→ Data excerpt
┏━━
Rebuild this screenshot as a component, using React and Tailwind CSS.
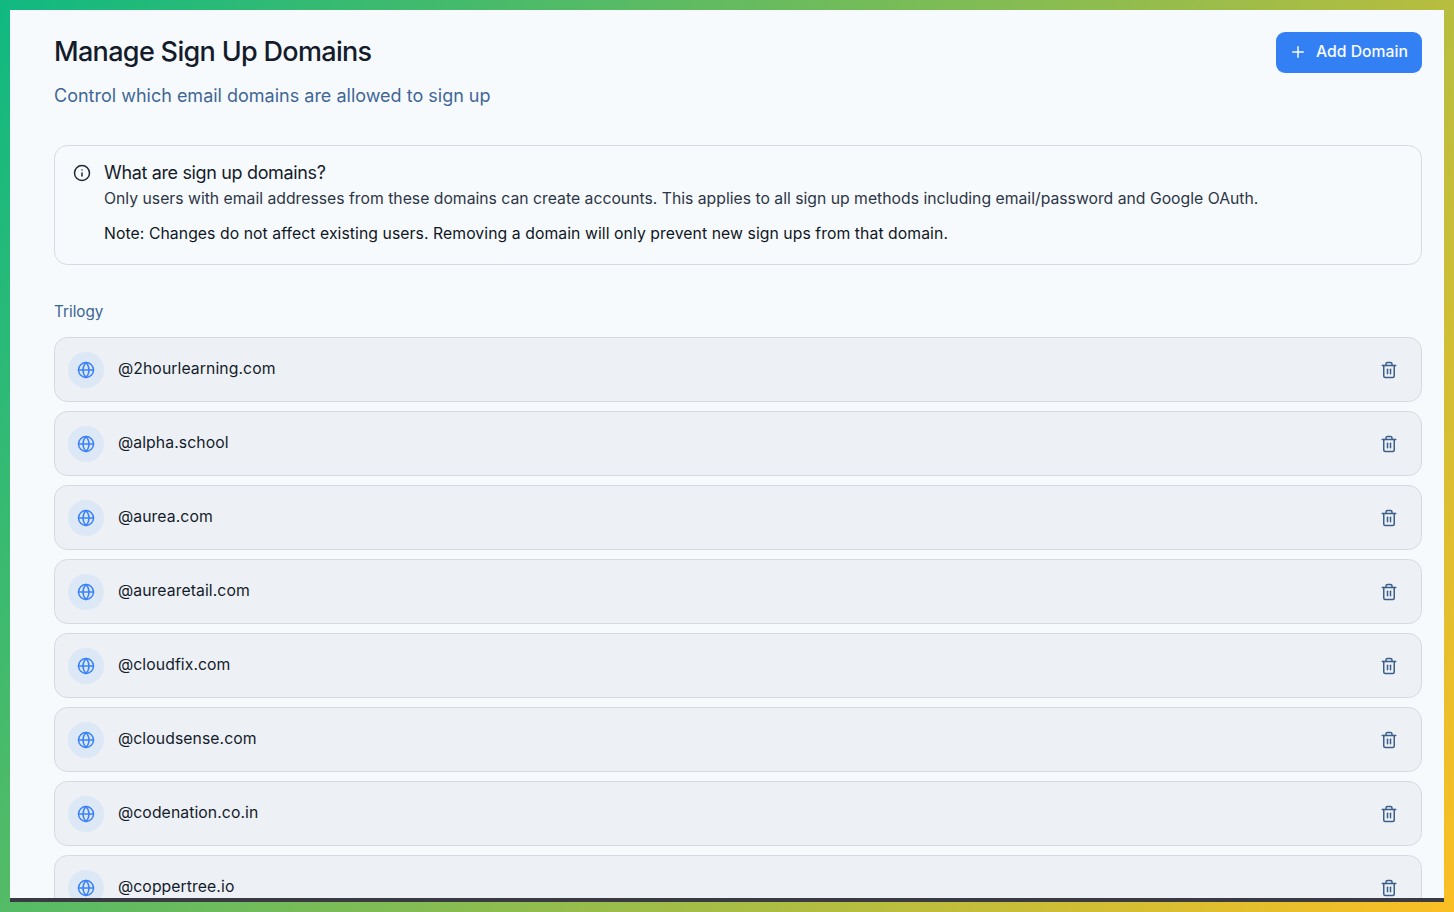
import { Globe, Info, Plus, Trash2 } from 'lucide-react';

const DOMAINS = [
  '@2hourlearning.com',
  '@alpha.school',
  '@aurea.com',
  '@aurearetail.com',
  '@cloudfix.com',
  '@cloudsense.com',
  '@codenation.co.in',
  '@coppertree.io',
];

const DomainRow = ({ domain }) => (
  <div className="flex h-[65px] shrink-0 items-center justify-between rounded-[13.5px] border border-[#d5dae2] bg-[#edf0f5] pl-[13px] pr-[23px]">
    <div className="flex items-center gap-[14px]">
      <div className="flex h-9 w-9 items-center justify-center rounded-full bg-[#dde8f6]">
        <Globe className="h-[18px] w-[18px] text-[#3b82f6]" strokeWidth={2} />
      </div>
      <span className="pb-[2px] text-[15.75px] leading-6 tracking-[0.08px] text-[#141c2b]">{domain}</span>
    </div>
    <Trash2 className="h-[18px] w-[18px] text-[#3b5f8a]" strokeWidth={2} />
  </div>
);

export default function App() {
  return (
    <div
      className="h-screen overflow-hidden bg-[linear-gradient(123deg,#10b981,#fbbf24)] p-[10px]"
      style={{ fontFamily: 'Inter, "Noto Sans", sans-serif' }}
    >
      <div className="h-full overflow-hidden border-b-4 border-[#3a3a42] bg-[#f7fafd] pl-11 pr-[22px] pt-[22px]">
        <div className="flex items-start justify-between">
          <div>
            <h1 className="text-[27px] font-medium leading-10 tracking-tight text-[#141c2b]">
              Manage Sign Up Domains
            </h1>
            <p className="mt-[10px] text-[18px] leading-7 text-[#3f6795]">
              Control which email domains are allowed to sign up
            </p>
          </div>
          <button className="flex h-[41px] items-center gap-[9px] rounded-[9px] bg-[#3380f4] pb-[1px] pl-[13px] pr-[14px] text-[15.75px] font-medium text-[#f8fbff]">
            <Plus className="h-[18px] w-[18px]" strokeWidth={2} />
            Add Domain
          </button>
        </div>

        <div className="mt-[35px] flex h-[120px] gap-[13px] rounded-[13.5px] border border-[#d5dae2] px-[18px] pt-[15px]">
          <Info className="mt-[3px] h-[18px] w-[18px] shrink-0 text-[#1d2735]" strokeWidth={2} />
          <div>
            <h2 className="text-[18px] leading-6 tracking-[-0.35px] text-[#141c2b]">What are sign up domains?</h2>
            <p className="mt-[2px] text-[15.75px] leading-6 text-[#2c3646]">
              Only users with email addresses from these domains can create accounts. This applies to all sign up methods including email/password and Google OAuth.
            </p>
            <p className="mt-[11px] text-[15.75px] leading-6 tracking-[0.07px] text-[#0f1724]">
              Note: Changes do not affect existing users. Removing a domain will only prevent new sign ups from that domain.
            </p>
          </div>
        </div>

        <h3 className="mt-[37px] text-[15.25px] font-normal leading-5 text-[#3a6492]">Trilogy</h3>

        <div className="mt-[15px] flex flex-col gap-[9px]">
          {DOMAINS.map((domain) => (
            <DomainRow key={domain} domain={domain} />
          ))}
        </div>
      </div>
    </div>
  );
}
┗━━
→ Goal of the exercise
Go through the listing above and write it out again exactly, dropping the pictures.

→ Answer in full
Rebuild this screenshot as a component, using React and Tailwind CSS.
import { Globe, Info, Plus, Trash2 } from 'lucide-react';

const DOMAINS = [
  '@2hourlearning.com',
  '@alpha.school',
  '@aurea.com',
  '@aurearetail.com',
  '@cloudfix.com',
  '@cloudsense.com',
  '@codenation.co.in',
  '@coppertree.io',
];

const DomainRow = ({ domain }) => (
  <div className="flex h-[65px] shrink-0 items-center justify-between rounded-[13.5px] border border-[#d5dae2] bg-[#edf0f5] pl-[13px] pr-[23px]">
    <div className="flex items-center gap-[14px]">
      <div className="flex h-9 w-9 items-center justify-center rounded-full bg-[#dde8f6]">
        <Globe className="h-[18px] w-[18px] text-[#3b82f6]" strokeWidth={2} />
      </div>
      <span className="pb-[2px] text-[15.75px] leading-6 tracking-[0.08px] text-[#141c2b]">{domain}</span>
    </div>
    <Trash2 className="h-[18px] w-[18px] text-[#3b5f8a]" strokeWidth={2} />
  </div>
);

export default function App() {
  return (
    <div
      className="h-screen overflow-hidden bg-[linear-gradient(123deg,#10b981,#fbbf24)] p-[10px]"
      style={{ fontFamily: 'Inter, "Noto Sans", sans-serif' }}
    >
      <div className="h-full overflow-hidden border-b-4 border-[#3a3a42] bg-[#f7fafd] pl-11 pr-[22px] pt-[22px]">
        <div className="flex items-start justify-between">
          <div>
            <h1 className="text-[27px] font-medium leading-10 tracking-tight text-[#141c2b]">
              Manage Sign Up Domains
            </h1>
            <p className="mt-[10px] text-[18px] leading-7 text-[#3f6795]">
              Control which email domains are allowed to sign up
            </p>
          </div>
          <button className="flex h-[41px] items-center gap-[9px] rounded-[9px] bg-[#3380f4] pb-[1px] pl-[13px] pr-[14px] text-[15.75px] font-medium text-[#f8fbff]">
            <Plus className="h-[18px] w-[18px]" strokeWidth={2} />
            Add Domain
          </button>
        </div>

        <div className="mt-[35px] flex h-[120px] gap-[13px] rounded-[13.5px] border border-[#d5dae2] px-[18px] pt-[15px]">
          <Info className="mt-[3px] h-[18px] w-[18px] shrink-0 text-[#1d2735]" strokeWidth={2} />
          <div>
            <h2 className="text-[18px] leading-6 tracking-[-0.35px] text-[#141c2b]">What are sign up domains?</h2>
            <p className="mt-[2px] text-[15.75px] leading-6 text-[#2c3646]">
              Only users with email addresses from these domains can create accounts. This applies to all sign up methods including email/password and Google OAuth.
            </p>
            <p className="mt-[11px] text-[15.75px] leading-6 tracking-[0.07px] text-[#0f1724]">
              Note: Changes do not affect existing users. Removing a domain will only prevent new sign ups from that domain.
            </p>
          </div>
        </div>

        <h3 className="mt-[37px] text-[15.25px] font-normal leading-5 text-[#3a6492]">Trilogy</h3>

        <div className="mt-[15px] flex flex-col gap-[9px]">
          {DOMAINS.map((domain) => (
            <DomainRow key={domain} domain={domain} />
          ))}
        </div>
      </div>
    </div>
  );
}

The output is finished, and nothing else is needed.